__DO THIS__
Pull every line holding the string "code" from the records below.

__DATA__
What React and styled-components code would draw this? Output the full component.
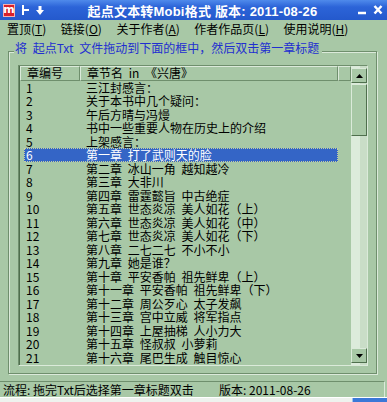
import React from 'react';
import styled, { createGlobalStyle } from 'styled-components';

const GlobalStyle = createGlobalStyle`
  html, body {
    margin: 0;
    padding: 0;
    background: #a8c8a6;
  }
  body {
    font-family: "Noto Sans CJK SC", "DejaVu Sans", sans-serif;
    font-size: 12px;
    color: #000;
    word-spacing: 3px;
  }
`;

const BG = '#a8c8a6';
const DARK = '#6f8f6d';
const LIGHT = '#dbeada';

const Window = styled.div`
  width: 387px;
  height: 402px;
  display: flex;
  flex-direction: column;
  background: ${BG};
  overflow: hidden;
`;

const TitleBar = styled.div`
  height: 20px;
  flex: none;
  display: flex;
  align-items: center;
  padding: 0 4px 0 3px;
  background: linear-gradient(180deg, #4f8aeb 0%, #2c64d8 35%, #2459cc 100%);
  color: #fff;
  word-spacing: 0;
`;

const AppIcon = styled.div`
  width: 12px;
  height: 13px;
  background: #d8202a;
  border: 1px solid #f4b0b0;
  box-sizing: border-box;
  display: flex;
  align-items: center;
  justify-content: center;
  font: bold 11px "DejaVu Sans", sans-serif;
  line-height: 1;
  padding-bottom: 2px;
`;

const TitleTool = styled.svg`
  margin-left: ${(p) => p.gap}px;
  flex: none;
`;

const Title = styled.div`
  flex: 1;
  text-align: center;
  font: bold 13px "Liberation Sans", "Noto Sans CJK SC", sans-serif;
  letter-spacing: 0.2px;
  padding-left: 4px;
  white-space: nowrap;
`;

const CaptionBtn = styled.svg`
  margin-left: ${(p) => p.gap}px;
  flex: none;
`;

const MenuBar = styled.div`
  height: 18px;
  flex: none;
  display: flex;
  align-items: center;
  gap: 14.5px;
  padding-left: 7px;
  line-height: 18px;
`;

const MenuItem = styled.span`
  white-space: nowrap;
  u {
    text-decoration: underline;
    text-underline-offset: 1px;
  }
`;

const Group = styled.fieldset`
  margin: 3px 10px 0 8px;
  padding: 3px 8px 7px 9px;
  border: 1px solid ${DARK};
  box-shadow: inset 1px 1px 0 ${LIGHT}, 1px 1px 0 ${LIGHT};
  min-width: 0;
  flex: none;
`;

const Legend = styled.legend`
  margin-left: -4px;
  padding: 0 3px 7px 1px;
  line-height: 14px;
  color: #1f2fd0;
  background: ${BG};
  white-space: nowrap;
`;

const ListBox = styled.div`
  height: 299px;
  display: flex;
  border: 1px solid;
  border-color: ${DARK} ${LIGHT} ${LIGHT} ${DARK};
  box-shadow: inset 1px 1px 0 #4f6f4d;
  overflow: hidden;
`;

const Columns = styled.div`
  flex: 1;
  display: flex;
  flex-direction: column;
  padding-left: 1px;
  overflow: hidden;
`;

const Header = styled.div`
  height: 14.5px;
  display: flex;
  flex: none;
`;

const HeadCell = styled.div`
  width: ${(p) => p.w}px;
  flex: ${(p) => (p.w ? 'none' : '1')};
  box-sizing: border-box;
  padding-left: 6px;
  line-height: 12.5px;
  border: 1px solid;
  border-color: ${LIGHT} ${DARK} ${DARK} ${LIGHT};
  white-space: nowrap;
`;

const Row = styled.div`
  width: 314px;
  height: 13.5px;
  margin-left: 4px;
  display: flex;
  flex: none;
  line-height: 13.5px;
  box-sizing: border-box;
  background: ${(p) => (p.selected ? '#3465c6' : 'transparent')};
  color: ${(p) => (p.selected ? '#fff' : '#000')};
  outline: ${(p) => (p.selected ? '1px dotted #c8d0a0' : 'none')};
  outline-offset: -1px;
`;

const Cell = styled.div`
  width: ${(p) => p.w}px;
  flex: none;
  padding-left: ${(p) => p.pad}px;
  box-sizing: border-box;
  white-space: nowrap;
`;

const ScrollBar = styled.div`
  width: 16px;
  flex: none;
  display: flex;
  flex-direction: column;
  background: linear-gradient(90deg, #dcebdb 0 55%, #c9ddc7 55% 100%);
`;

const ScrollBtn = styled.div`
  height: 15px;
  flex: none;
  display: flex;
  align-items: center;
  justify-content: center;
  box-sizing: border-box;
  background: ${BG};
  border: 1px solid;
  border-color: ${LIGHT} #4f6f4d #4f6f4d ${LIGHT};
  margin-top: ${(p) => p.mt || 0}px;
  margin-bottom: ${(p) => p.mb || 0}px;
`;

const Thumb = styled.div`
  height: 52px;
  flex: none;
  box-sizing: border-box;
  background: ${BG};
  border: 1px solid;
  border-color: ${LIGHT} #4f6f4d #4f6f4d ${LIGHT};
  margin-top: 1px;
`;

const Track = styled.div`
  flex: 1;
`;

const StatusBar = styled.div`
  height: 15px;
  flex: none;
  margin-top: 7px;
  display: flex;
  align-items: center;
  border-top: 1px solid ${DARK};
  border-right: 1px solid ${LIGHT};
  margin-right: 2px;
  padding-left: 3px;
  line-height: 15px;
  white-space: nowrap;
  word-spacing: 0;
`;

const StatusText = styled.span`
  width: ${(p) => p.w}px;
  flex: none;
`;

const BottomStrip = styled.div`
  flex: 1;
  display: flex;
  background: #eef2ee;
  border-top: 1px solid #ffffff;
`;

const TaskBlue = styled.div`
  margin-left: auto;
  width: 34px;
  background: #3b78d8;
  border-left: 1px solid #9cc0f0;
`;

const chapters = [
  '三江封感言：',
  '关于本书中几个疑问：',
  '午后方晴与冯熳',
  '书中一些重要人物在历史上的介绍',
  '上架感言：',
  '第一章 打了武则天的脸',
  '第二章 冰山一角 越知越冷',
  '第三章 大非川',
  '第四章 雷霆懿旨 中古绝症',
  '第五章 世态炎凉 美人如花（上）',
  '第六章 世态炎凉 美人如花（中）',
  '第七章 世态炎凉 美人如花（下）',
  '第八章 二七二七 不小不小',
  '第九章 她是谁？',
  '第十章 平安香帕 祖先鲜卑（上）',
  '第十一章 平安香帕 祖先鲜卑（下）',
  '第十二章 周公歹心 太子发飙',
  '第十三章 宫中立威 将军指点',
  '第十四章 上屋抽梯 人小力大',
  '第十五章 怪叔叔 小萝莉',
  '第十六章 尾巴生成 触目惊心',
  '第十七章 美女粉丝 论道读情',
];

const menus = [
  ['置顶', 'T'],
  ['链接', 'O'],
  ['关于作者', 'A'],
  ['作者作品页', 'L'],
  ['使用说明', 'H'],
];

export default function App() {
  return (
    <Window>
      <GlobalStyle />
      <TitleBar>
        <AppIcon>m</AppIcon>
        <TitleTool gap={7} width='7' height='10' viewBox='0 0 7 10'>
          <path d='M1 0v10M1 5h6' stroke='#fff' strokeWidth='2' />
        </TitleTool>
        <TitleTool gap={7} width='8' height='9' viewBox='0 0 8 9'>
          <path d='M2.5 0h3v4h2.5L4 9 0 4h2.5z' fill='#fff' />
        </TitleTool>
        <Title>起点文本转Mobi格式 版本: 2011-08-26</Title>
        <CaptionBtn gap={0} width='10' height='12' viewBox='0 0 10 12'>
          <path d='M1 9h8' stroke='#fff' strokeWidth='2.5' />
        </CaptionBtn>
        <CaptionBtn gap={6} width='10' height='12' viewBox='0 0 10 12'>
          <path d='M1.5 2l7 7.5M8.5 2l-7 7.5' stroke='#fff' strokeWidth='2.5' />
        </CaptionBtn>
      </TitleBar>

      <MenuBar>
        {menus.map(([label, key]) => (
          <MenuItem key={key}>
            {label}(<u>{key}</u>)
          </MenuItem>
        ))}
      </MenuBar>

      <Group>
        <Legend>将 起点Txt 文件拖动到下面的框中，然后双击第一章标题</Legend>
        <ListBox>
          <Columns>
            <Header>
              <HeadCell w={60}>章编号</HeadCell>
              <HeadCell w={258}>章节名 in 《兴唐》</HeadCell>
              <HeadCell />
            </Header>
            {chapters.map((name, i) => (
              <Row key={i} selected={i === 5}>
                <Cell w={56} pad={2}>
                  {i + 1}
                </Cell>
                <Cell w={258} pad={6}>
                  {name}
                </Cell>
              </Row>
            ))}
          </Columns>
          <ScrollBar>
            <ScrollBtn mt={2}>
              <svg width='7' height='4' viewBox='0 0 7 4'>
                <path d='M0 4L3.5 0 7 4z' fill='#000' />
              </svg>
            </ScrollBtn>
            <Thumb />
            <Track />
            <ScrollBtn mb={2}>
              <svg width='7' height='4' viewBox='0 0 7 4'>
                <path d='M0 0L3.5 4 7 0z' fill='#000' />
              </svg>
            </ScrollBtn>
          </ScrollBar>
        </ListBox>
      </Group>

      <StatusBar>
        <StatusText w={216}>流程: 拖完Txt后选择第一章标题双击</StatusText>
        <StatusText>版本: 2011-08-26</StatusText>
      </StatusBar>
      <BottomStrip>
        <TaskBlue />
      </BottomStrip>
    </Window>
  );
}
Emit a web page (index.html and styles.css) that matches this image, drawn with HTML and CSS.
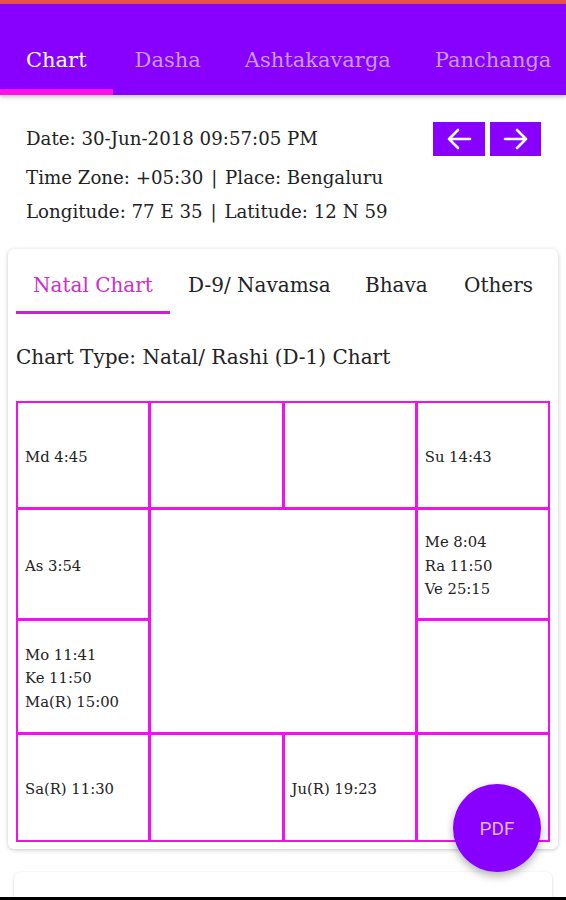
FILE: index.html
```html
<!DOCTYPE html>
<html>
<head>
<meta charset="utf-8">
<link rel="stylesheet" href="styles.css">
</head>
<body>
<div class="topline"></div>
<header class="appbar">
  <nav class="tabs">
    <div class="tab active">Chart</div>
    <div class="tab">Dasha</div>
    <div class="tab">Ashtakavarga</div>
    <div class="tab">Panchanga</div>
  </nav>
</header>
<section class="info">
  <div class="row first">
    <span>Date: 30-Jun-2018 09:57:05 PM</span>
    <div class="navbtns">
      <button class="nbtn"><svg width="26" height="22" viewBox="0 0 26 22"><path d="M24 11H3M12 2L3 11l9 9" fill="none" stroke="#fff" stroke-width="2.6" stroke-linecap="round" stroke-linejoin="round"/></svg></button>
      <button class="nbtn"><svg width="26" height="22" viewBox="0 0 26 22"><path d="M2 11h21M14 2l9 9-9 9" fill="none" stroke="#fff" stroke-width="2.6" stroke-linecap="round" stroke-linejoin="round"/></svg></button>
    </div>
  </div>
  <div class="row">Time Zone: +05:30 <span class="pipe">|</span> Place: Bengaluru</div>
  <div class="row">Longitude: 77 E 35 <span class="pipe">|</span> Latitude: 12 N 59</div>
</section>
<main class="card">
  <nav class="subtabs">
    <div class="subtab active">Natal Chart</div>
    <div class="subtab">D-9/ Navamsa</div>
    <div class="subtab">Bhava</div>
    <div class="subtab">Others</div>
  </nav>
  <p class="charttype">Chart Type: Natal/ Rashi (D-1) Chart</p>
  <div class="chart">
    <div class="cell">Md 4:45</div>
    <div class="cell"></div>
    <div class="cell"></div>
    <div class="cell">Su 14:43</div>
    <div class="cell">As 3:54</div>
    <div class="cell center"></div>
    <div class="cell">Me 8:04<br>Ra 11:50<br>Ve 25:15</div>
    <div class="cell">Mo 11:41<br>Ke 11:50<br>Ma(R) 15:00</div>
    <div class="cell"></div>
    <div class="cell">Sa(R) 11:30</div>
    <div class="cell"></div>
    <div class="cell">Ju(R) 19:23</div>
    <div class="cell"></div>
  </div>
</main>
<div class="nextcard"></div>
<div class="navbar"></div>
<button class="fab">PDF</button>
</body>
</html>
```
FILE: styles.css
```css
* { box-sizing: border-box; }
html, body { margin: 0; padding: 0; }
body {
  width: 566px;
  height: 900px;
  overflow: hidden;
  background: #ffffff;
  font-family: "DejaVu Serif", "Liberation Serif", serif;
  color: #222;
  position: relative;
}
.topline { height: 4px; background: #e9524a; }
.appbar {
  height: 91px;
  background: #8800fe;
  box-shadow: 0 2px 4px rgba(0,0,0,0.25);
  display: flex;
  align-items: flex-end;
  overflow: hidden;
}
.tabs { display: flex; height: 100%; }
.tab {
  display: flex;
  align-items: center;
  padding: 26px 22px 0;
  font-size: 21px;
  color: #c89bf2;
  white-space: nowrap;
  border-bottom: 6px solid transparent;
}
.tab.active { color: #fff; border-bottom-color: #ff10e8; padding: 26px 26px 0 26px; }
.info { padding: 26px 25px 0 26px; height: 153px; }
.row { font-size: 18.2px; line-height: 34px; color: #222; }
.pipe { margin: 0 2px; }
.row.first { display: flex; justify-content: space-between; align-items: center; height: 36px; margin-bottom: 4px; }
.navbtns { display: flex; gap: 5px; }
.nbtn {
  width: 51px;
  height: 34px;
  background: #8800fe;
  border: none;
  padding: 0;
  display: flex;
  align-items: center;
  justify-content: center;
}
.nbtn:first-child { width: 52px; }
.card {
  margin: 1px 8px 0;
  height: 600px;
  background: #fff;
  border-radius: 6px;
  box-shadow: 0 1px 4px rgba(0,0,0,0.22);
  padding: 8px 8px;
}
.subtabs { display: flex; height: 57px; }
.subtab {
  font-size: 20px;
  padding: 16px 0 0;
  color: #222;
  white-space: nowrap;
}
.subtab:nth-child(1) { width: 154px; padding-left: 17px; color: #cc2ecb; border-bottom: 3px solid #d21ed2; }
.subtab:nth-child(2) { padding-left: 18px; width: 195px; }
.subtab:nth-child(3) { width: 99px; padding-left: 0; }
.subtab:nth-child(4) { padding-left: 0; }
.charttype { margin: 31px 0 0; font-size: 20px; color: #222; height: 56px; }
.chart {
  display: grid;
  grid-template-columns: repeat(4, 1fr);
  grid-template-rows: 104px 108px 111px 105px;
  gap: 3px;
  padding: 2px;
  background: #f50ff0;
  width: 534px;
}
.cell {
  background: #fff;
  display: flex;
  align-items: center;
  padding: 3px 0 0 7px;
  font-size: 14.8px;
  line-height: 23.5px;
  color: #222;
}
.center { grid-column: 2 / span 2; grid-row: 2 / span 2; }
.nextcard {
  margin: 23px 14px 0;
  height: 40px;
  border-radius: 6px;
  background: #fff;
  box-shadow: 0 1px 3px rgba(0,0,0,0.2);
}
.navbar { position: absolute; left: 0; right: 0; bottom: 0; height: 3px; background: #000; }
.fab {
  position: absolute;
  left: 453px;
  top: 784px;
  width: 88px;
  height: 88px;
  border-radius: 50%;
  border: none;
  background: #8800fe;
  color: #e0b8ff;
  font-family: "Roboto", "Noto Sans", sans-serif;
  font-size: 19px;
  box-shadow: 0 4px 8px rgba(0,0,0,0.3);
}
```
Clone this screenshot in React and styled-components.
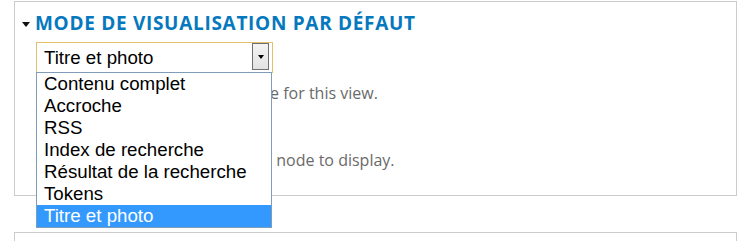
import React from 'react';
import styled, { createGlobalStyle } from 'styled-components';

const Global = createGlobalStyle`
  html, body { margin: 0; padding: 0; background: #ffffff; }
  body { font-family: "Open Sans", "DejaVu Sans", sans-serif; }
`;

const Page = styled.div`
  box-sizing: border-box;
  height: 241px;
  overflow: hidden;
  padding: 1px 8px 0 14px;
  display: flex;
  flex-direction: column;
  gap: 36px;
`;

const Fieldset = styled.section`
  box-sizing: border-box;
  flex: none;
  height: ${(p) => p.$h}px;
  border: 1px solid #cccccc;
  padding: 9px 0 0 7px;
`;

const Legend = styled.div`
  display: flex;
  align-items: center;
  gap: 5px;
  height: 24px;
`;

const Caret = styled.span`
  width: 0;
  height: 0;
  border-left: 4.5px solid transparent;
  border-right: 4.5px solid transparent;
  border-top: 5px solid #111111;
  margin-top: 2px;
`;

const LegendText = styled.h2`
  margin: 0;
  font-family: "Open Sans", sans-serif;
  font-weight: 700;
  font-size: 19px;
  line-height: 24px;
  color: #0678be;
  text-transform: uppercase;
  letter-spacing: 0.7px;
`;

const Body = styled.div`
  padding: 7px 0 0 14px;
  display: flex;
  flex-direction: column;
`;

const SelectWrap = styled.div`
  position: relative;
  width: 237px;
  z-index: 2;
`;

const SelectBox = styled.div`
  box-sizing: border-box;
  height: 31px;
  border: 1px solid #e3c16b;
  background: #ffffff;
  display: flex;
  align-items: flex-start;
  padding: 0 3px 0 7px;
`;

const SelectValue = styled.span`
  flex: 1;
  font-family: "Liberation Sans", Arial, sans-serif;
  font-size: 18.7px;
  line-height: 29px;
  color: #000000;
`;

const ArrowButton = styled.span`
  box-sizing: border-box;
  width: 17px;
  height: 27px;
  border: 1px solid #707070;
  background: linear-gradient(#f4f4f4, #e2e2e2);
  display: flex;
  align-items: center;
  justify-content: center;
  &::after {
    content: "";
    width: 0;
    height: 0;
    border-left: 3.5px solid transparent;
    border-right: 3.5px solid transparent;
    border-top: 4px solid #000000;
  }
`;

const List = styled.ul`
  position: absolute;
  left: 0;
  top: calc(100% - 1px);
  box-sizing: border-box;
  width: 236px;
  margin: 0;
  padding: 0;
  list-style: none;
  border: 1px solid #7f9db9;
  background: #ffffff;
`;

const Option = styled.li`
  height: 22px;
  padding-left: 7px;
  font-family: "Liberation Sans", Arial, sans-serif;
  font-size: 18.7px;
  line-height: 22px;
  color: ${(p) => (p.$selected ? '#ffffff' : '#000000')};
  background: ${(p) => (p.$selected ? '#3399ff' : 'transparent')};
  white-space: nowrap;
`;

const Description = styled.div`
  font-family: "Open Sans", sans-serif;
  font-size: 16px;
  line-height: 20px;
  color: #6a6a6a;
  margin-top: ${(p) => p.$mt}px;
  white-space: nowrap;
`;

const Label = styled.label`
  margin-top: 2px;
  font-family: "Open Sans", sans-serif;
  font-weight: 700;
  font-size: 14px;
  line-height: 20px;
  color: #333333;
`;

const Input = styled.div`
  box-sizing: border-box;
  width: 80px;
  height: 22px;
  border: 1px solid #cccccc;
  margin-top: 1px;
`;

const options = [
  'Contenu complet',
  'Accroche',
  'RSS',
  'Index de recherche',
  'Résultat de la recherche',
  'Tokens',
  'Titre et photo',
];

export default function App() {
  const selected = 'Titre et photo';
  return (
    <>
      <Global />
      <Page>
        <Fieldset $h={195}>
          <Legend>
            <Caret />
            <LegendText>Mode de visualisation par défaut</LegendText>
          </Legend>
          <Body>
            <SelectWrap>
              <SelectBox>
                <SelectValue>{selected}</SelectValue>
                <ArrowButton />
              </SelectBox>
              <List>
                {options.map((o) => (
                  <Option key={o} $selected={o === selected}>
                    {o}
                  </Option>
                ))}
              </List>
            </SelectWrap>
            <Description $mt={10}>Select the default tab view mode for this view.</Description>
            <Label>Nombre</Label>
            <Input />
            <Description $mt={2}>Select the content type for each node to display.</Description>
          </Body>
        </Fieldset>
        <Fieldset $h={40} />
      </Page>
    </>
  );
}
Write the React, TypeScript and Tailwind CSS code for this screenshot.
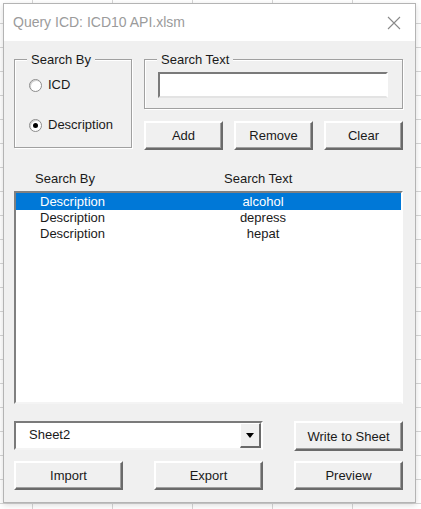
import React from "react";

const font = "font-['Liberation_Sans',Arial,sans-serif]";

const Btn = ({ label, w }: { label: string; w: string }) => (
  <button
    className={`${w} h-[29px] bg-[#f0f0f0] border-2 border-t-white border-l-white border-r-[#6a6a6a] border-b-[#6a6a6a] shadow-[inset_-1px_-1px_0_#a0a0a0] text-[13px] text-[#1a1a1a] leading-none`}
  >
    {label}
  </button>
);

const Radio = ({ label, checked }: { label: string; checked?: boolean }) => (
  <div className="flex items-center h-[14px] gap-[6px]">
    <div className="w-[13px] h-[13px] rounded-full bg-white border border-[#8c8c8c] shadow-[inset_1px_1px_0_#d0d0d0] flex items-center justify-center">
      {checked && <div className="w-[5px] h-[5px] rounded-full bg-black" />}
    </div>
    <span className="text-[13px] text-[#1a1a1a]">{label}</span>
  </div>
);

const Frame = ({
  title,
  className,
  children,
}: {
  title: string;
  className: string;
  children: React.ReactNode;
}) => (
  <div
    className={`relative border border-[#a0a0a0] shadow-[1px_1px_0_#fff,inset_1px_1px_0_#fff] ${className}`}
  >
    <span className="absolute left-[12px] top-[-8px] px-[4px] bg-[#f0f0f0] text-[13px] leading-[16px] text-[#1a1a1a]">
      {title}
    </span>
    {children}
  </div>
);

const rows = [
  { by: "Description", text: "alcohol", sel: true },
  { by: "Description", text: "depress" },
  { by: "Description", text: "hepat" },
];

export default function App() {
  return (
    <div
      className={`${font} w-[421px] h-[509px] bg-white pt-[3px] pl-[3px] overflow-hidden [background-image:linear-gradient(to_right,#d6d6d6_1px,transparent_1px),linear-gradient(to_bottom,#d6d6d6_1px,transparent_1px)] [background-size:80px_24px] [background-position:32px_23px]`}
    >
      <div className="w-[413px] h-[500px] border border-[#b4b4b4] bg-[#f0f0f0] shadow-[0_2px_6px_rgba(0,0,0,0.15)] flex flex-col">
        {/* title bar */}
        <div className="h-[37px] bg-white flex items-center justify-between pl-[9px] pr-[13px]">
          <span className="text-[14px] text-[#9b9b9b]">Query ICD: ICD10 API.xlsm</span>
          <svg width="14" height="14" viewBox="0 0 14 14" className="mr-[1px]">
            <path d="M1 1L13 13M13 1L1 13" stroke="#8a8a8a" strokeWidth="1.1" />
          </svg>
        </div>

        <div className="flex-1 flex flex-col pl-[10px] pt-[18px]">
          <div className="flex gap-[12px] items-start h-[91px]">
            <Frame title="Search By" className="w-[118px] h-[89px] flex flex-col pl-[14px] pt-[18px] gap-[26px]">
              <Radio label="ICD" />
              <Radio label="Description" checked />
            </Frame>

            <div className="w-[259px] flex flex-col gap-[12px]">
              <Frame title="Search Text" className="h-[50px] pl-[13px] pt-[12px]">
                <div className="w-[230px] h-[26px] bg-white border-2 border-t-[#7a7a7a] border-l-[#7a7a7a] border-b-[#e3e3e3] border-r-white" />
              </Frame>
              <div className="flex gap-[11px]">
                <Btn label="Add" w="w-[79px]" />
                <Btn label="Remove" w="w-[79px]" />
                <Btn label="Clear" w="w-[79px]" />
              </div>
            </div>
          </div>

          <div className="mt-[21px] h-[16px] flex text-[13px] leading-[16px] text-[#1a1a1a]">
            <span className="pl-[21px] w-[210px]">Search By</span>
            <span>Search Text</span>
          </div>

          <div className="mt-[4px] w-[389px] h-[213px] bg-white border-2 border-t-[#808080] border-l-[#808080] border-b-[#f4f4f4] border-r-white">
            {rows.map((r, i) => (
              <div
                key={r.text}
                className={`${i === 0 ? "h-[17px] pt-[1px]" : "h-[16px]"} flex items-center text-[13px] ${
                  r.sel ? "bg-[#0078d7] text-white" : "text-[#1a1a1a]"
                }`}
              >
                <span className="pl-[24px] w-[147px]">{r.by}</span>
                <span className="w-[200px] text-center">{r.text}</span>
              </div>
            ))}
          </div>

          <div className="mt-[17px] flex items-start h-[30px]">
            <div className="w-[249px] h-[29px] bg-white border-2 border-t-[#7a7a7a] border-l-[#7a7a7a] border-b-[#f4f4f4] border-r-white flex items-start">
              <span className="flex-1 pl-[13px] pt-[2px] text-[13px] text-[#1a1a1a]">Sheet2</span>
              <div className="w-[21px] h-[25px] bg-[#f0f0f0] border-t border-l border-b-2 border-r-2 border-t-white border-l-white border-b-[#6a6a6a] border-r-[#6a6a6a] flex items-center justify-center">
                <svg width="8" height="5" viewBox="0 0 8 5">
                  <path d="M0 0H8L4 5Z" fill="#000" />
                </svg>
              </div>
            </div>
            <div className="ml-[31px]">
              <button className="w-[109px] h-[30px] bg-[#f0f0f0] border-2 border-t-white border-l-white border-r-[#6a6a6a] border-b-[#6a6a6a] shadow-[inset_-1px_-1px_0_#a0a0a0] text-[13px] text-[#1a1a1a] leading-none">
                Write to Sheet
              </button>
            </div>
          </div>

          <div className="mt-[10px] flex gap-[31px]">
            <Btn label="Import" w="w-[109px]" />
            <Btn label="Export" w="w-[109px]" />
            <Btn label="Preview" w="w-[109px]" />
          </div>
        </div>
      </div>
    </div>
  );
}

__CORRECT RESPONSE__
What React and styled-components code would draw this? Output the full component.
Write the React, TypeScript and Tailwind CSS code for this screenshot.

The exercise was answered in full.